Reproduce the listing word for word. Skip any image.
— start DATA SHOWN —
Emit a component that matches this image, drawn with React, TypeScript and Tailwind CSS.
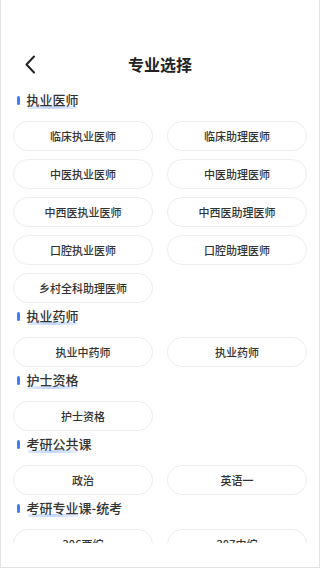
import React from "react";

const sections: { title: string; items: string[] }[] = [
  {
    title: "执业医师",
    items: [
      "临床执业医师",
      "临床助理医师",
      "中医执业医师",
      "中医助理医师",
      "中西医执业医师",
      "中西医助理医师",
      "口腔执业医师",
      "口腔助理医师",
      "乡村全科助理医师",
    ],
  },
  { title: "执业药师", items: ["执业中药师", "执业药师"] },
  { title: "护士资格", items: ["护士资格"] },
  { title: "考研公共课", items: ["政治", "英语一"] },
  { title: "考研专业课-统考", items: ["306西综", "307中综"] },
];

export default function App() {
  return (
    <div
      className="w-[320px] h-[568px] bg-white border-l border-r border-b border-[#e3e3e3] flex flex-col overflow-hidden"
      style={{ fontFamily: '"Noto Sans CJK SC", "Noto Sans", sans-serif' }}
    >
      <div className="h-[44px] shrink-0" />
      <div className="h-[42px] shrink-0 relative flex items-center justify-center">
        <svg
          className="absolute left-[23px] top-[11px]"
          width="12"
          height="19"
          viewBox="0 0 12 19"
          fill="none"
        >
          <polyline
            points="10,1.5 2.5,9.5 10,17.5"
            stroke="#222"
            strokeWidth="2"
            strokeLinecap="round"
            strokeLinejoin="round"
          />
        </svg>
        <span className="text-[16px] font-bold text-[#222] leading-none -mt-[2px]">专业选择</span>
      </div>
      <div className="h-[457px] shrink-0 overflow-hidden px-[12px] pt-[4px]">
        {sections.map((s, i) => (
          <div key={s.title} className={i === 0 ? "" : "mt-[3px]"}>
            <div className="h-[20px] flex items-center relative">
              <div className="w-[2.5px] h-[9px] rounded-full bg-[#3d7bff] ml-[4px]" />
              <div className="relative ml-[7px] h-[14px] flex items-center -mt-[1px]">
                <div className="absolute left-[1px] top-[13px] w-[50px] h-[3px] rounded-full bg-gradient-to-r from-[#dfe9ff] via-[#c2d7ff] to-[#e8f0ff]" />
                <span className="relative text-[13px] font-medium text-[#333] leading-none">{s.title}</span>
              </div>
            </div>
            <div className="grid grid-cols-2 gap-x-[14px] gap-y-[8px] mt-[11px]">
              {s.items.map((it) => (
                <div
                  key={it}
                  className="h-[30px] rounded-full border border-[#ededed] flex items-center justify-center"
                >
                  <span className="text-[11px] font-medium text-[#333] leading-none">{it}</span>
                </div>
              ))}
            </div>
          </div>
        ))}
      </div>
    </div>
  );
}
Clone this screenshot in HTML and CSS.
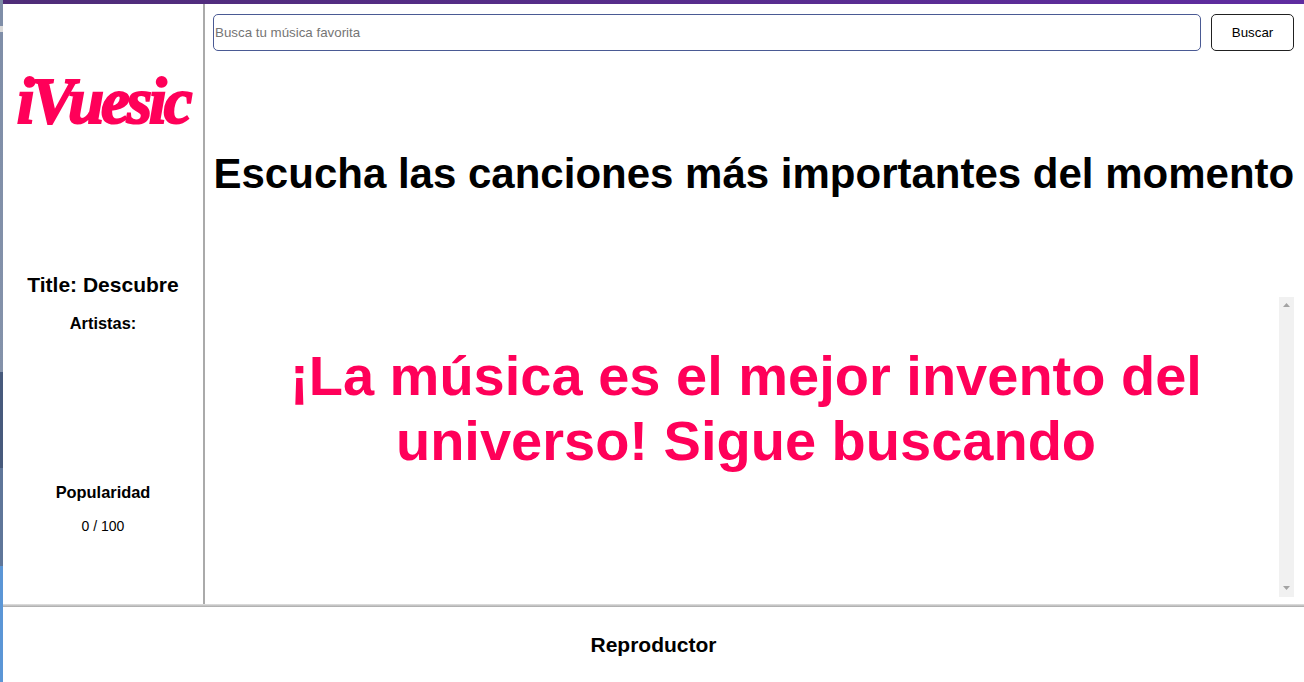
FILE: index.html
```html
<!DOCTYPE html>
<html lang="es">
<head>
<meta charset="utf-8">
<title>iVuesic</title>
<link rel="stylesheet" href="styles.css">
</head>
<body>
<div class="desktop-edge"></div>
<div class="app">
  <div class="topbar"></div>
  <div class="main">
    <aside class="sidebar">
      <div class="logo-wrap"><span class="logo">iVuesic</span></div>
      <h2 class="track-title">Title: Descubre</h2>
      <h3 class="label artists">Artistas:</h3>
      <h3 class="label popularity">Popularidad</h3>
      <p class="score">0 / 100</p>
    </aside>
    <main class="content">
      <form class="search">
        <input class="search-input" type="text" placeholder="Busca tu música favorita">
        <button class="search-btn" type="button">Buscar</button>
      </form>
      <h1 class="headline">Escucha las canciones más importantes del momento</h1>
      <div class="results">
        <h2 class="message">¡La música es el mejor invento del universo! Sigue buscando</h2>
        <div class="scrollbar">
          <svg class="arrow" width="7" height="4" viewBox="0 0 7 4"><path d="M3.5 0L7 4H0z"/></svg>
          <svg class="arrow" width="7" height="4" viewBox="0 0 7 4"><path d="M0 0H7L3.5 4z"/></svg>
        </div>
      </div>
    </main>
  </div>
  <footer class="player"><h2 class="player-title">Reproductor</h2></footer>
</div>
</body>
</html>
```
FILE: styles.css
```css
* { box-sizing: border-box; }
html, body { margin: 0; height: 100%; overflow: hidden; }
body { display: flex; font-family: "Liberation Sans", Arial, sans-serif; color: #000; background: #fff; }
.desktop-edge {
  width: 3px; flex: none;
  background: linear-gradient(to bottom, #7f8ea8 0, #7f8ea8 26px, #d9d9d9 26px, #d9d9d9 32px, #7f8ea8 32px, #8492aa 372px, #475a7c 372px, #475a7c 468px, #5f7699 468px, #5f7699 566px, #5b96d6 566px, #5b96d6 100%);
}
.app { flex: 1; min-width: 0; display: flex; flex-direction: column; }
.topbar { height: 4px; flex: none; background: linear-gradient(to right, #4f2d78, #5f2ca0); }
.main { height: 600px; flex: none; display: flex; }
.sidebar {
  width: 202px; flex: none; border-right: 2px solid #aaa;
  display: flex; flex-direction: column; align-items: center; text-align: center;
}
.logo-wrap { height: 259px; padding-top: 65px; flex: none; }
.logo {
  display: block; font-family: "Liberation Serif", serif; font-style: italic; font-weight: 700;
  font-size: 65px; line-height: 65px; letter-spacing: -3.2px; color: #ff0059;
  -webkit-text-stroke: 2px #ff0059;
}
.track-title { margin: 0; font-size: 21px; line-height: 44px; font-weight: 700; height: 44px; }
.label { margin: 0; font-size: 16.4px; line-height: 18px; font-weight: 700; }
.artists { margin-top: 7px; }
.popularity { margin-top: 151px; }
.score { margin: 17px 0 0; font-size: 14px; line-height: 16px; }
.content { flex: 1; min-width: 0; padding: 10px 10px 7px 8px; display: flex; flex-direction: column; }
.search { display: flex; gap: 10px; height: 37px; flex: none; }
.search-input {
  flex: 1; min-width: 0; height: 37px; border: 1px solid #4a5a94; border-radius: 5px; padding: 0 1px;
  font: 13.33px "Liberation Sans", Arial, sans-serif;
}
.search-input::placeholder { color: #757575; opacity: 1; }
.search-btn {
  width: 83px; height: 37px; border: 1px solid #212121; border-radius: 5px; background: #fff;
  font: 13.33px "Liberation Sans", Arial, sans-serif; color: #000; padding: 0;
}
.headline { margin: 100px 0 0 0.5px; height: 46px; font-size: 42px; line-height: 46px; font-weight: 700; white-space: nowrap; flex: none; }
.results { flex: 1; min-height: 0; margin-top: 100px; display: flex; }
.message {
  flex: 1; min-width: 0; margin: 46px 0 0; color: #ff0059; text-align: center;
  font-size: 56px; line-height: 65px; font-weight: 700; padding: 0 25px;
}
.scrollbar {
  width: 15px; flex: none; background: #f1f1f1; display: flex; flex-direction: column; justify-content: space-between;
  align-items: center; padding: 6px 0 7px;
}
.arrow { fill: #a3a3a3; display: block; }
.player { flex: 1; background: linear-gradient(to bottom, #e2e2e2 0, #a8a8a8 3px, #fff 3px) no-repeat; text-align: center; padding-top: 29px; }
.player-title { margin: 0; font-size: 21px; line-height: 24px; font-weight: 700; }
```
— end DATA SHOWN —
◆ **FULL OUTPUT**
Emit a component that matches this image, drawn with React, TypeScript and Tailwind CSS.
import React from "react";

const sections: { title: string; items: string[] }[] = [
  {
    title: "执业医师",
    items: [
      "临床执业医师",
      "临床助理医师",
      "中医执业医师",
      "中医助理医师",
      "中西医执业医师",
      "中西医助理医师",
      "口腔执业医师",
      "口腔助理医师",
      "乡村全科助理医师",
    ],
  },
  { title: "执业药师", items: ["执业中药师", "执业药师"] },
  { title: "护士资格", items: ["护士资格"] },
  { title: "考研公共课", items: ["政治", "英语一"] },
  { title: "考研专业课-统考", items: ["306西综", "307中综"] },
];

export default function App() {
  return (
    <div
      className="w-[320px] h-[568px] bg-white border-l border-r border-b border-[#e3e3e3] flex flex-col overflow-hidden"
      style={{ fontFamily: '"Noto Sans CJK SC", "Noto Sans", sans-serif' }}
    >
      <div className="h-[44px] shrink-0" />
      <div className="h-[42px] shrink-0 relative flex items-center justify-center">
        <svg
          className="absolute left-[23px] top-[11px]"
          width="12"
          height="19"
          viewBox="0 0 12 19"
          fill="none"
        >
          <polyline
            points="10,1.5 2.5,9.5 10,17.5"
            stroke="#222"
            strokeWidth="2"
            strokeLinecap="round"
            strokeLinejoin="round"
          />
        </svg>
        <span className="text-[16px] font-bold text-[#222] leading-none -mt-[2px]">专业选择</span>
      </div>
      <div className="h-[457px] shrink-0 overflow-hidden px-[12px] pt-[4px]">
        {sections.map((s, i) => (
          <div key={s.title} className={i === 0 ? "" : "mt-[3px]"}>
            <div className="h-[20px] flex items-center relative">
              <div className="w-[2.5px] h-[9px] rounded-full bg-[#3d7bff] ml-[4px]" />
              <div className="relative ml-[7px] h-[14px] flex items-center -mt-[1px]">
                <div className="absolute left-[1px] top-[13px] w-[50px] h-[3px] rounded-full bg-gradient-to-r from-[#dfe9ff] via-[#c2d7ff] to-[#e8f0ff]" />
                <span className="relative text-[13px] font-medium text-[#333] leading-none">{s.title}</span>
              </div>
            </div>
            <div className="grid grid-cols-2 gap-x-[14px] gap-y-[8px] mt-[11px]">
              {s.items.map((it) => (
                <div
                  key={it}
                  className="h-[30px] rounded-full border border-[#ededed] flex items-center justify-center"
                >
                  <span className="text-[11px] font-medium text-[#333] leading-none">{it}</span>
                </div>
              ))}
            </div>
          </div>
        ))}
      </div>
    </div>
  );
}
Clone this screenshot in HTML and CSS.
FILE: index.html
```html
<!DOCTYPE html>
<html lang="es">
<head>
<meta charset="utf-8">
<title>iVuesic</title>
<link rel="stylesheet" href="styles.css">
</head>
<body>
<div class="desktop-edge"></div>
<div class="app">
  <div class="topbar"></div>
  <div class="main">
    <aside class="sidebar">
      <div class="logo-wrap"><span class="logo">iVuesic</span></div>
      <h2 class="track-title">Title: Descubre</h2>
      <h3 class="label artists">Artistas:</h3>
      <h3 class="label popularity">Popularidad</h3>
      <p class="score">0 / 100</p>
    </aside>
    <main class="content">
      <form class="search">
        <input class="search-input" type="text" placeholder="Busca tu música favorita">
        <button class="search-btn" type="button">Buscar</button>
      </form>
      <h1 class="headline">Escucha las canciones más importantes del momento</h1>
      <div class="results">
        <h2 class="message">¡La música es el mejor invento del universo! Sigue buscando</h2>
        <div class="scrollbar">
          <svg class="arrow" width="7" height="4" viewBox="0 0 7 4"><path d="M3.5 0L7 4H0z"/></svg>
          <svg class="arrow" width="7" height="4" viewBox="0 0 7 4"><path d="M0 0H7L3.5 4z"/></svg>
        </div>
      </div>
    </main>
  </div>
  <footer class="player"><h2 class="player-title">Reproductor</h2></footer>
</div>
</body>
</html>
```
FILE: styles.css
```css
* { box-sizing: border-box; }
html, body { margin: 0; height: 100%; overflow: hidden; }
body { display: flex; font-family: "Liberation Sans", Arial, sans-serif; color: #000; background: #fff; }
.desktop-edge {
  width: 3px; flex: none;
  background: linear-gradient(to bottom, #7f8ea8 0, #7f8ea8 26px, #d9d9d9 26px, #d9d9d9 32px, #7f8ea8 32px, #8492aa 372px, #475a7c 372px, #475a7c 468px, #5f7699 468px, #5f7699 566px, #5b96d6 566px, #5b96d6 100%);
}
.app { flex: 1; min-width: 0; display: flex; flex-direction: column; }
.topbar { height: 4px; flex: none; background: linear-gradient(to right, #4f2d78, #5f2ca0); }
.main { height: 600px; flex: none; display: flex; }
.sidebar {
  width: 202px; flex: none; border-right: 2px solid #aaa;
  display: flex; flex-direction: column; align-items: center; text-align: center;
}
.logo-wrap { height: 259px; padding-top: 65px; flex: none; }
.logo {
  display: block; font-family: "Liberation Serif", serif; font-style: italic; font-weight: 700;
  font-size: 65px; line-height: 65px; letter-spacing: -3.2px; color: #ff0059;
  -webkit-text-stroke: 2px #ff0059;
}
.track-title { margin: 0; font-size: 21px; line-height: 44px; font-weight: 700; height: 44px; }
.label { margin: 0; font-size: 16.4px; line-height: 18px; font-weight: 700; }
.artists { margin-top: 7px; }
.popularity { margin-top: 151px; }
.score { margin: 17px 0 0; font-size: 14px; line-height: 16px; }
.content { flex: 1; min-width: 0; padding: 10px 10px 7px 8px; display: flex; flex-direction: column; }
.search { display: flex; gap: 10px; height: 37px; flex: none; }
.search-input {
  flex: 1; min-width: 0; height: 37px; border: 1px solid #4a5a94; border-radius: 5px; padding: 0 1px;
  font: 13.33px "Liberation Sans", Arial, sans-serif;
}
.search-input::placeholder { color: #757575; opacity: 1; }
.search-btn {
  width: 83px; height: 37px; border: 1px solid #212121; border-radius: 5px; background: #fff;
  font: 13.33px "Liberation Sans", Arial, sans-serif; color: #000; padding: 0;
}
.headline { margin: 100px 0 0 0.5px; height: 46px; font-size: 42px; line-height: 46px; font-weight: 700; white-space: nowrap; flex: none; }
.results { flex: 1; min-height: 0; margin-top: 100px; display: flex; }
.message {
  flex: 1; min-width: 0; margin: 46px 0 0; color: #ff0059; text-align: center;
  font-size: 56px; line-height: 65px; font-weight: 700; padding: 0 25px;
}
.scrollbar {
  width: 15px; flex: none; background: #f1f1f1; display: flex; flex-direction: column; justify-content: space-between;
  align-items: center; padding: 6px 0 7px;
}
.arrow { fill: #a3a3a3; display: block; }
.player { flex: 1; background: linear-gradient(to bottom, #e2e2e2 0, #a8a8a8 3px, #fff 3px) no-repeat; text-align: center; padding-top: 29px; }
.player-title { margin: 0; font-size: 21px; line-height: 24px; font-weight: 700; }
```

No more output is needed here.